The owners of stone garages have indeed received property licenses from the state cadastre. The cadastre granted these licenses based on a number of decisions by the mayor's office to lease plots of land in the yard, mainly for three years each. The cadastre also registered the right to build private garages on the plots. The garages' owners live at # 29 Mashtots Ave. , and their neighbors in the building, aware of how well connected they are, haven't complained. But residents of the adjacent #27A Mashtors Ave. have applied to the Kentron District Mayor's Office, to the Mayor of Yerevan, to the State Inspection of Municipal Engineering, and to the President's Supervision Service.

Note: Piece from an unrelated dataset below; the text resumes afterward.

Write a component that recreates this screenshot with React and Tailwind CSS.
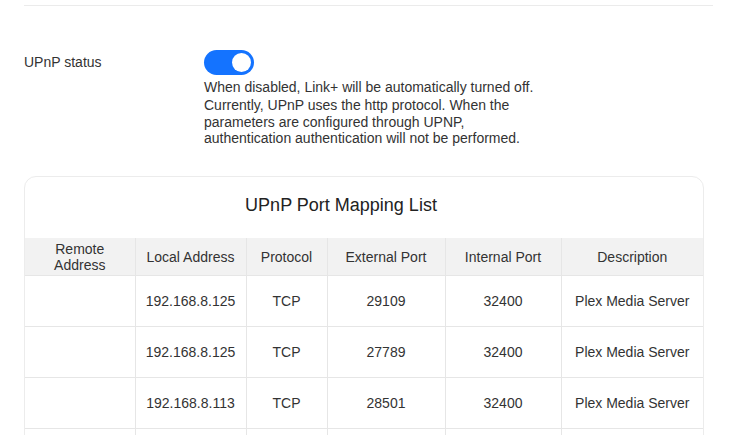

The Kentron Mayor's Office responded, "The garages were built in 1998 or earlier, and were registered by the department of housing and communal services in 2000-2001. In late 2003, the owners of the garages renovated their garages and modernized the territory. The majority of residents of the neighboring buildings have expressed their appreciation for the modernization work and, together with the owners of the garages, have designed and even begun implementing certain work to develop the surrounding area and plant trees and gardens, to turn the territory into a model courtyard. Some small-scale sanitary felling of trees which was considered necessary has also taken place."

But Henrik Sargisyan, a resident of # 27A Mashtots Ave. , maintains, "First of all, during the sanitary felling a green area was destroyed, and twenty trees were cut down. There is no appreciation, there's nothing to appreciate. They collected signatures from a few families through well-known means, which means nothing. It is impossible to improve the environment, to create a green area, since there is no environment, there is no land left for that kind of work."

People who have lived in the building for thirty years insist that there were only two stone garages in the past, and the others were built in 2003. But the head of the Department of Town Planning and Supervision of the city mayor's office, H. Muradyan, says, "I was born in this neighborhood; these garages have been there since the 1960s and 1970s. They have just been renovated." To the residents he responded in writing that "the garages have construction limitation and in accordance with the existing norms were registered by the department of housing and communal services in 2000-2001 and the applicable payments were made. In 2003 reconstruction work on the land in question was performed." But later, when Muradyan visited the site with a representative of the President's Supervision Service, he apologized to residents, saying that he had been misled, and he promised to follow up on the matter.

In a written response he referred only to the two metal garages, saying that they would be dismantled in accordance with a mayoral decision, which had been signed on June 10, 2004 and was supposed to be implemented within 10 days. But both the owners of the metal garages and the owners of the stone garages have certificates of property rights, granted by the State Cadastre, based on mayoral decisions to lease the land. This makes it impossible to implement the decision to tear down the garages. As a way out of this mess, Muradyan suggests taking it to court. "There is a mayoral decision and it must be implemented. I will intercede with the court; our lawyers will participate in the proceedings. Let the court decide what to do about the property rights certificates and the mayor's decision," he says.

It is unlikely that the Mayor's Office will ever go to court. But even if it does, the court will hardly prove helpful, since one of the garage owners works at the State Tax Department (we have been unable so far to find out his name and position), and another is the head of the Department of Finance and Economy of the Ministry of Health, Armen Karapetyan. In Armenia , as experience shows, the courts rarely rule against government officials.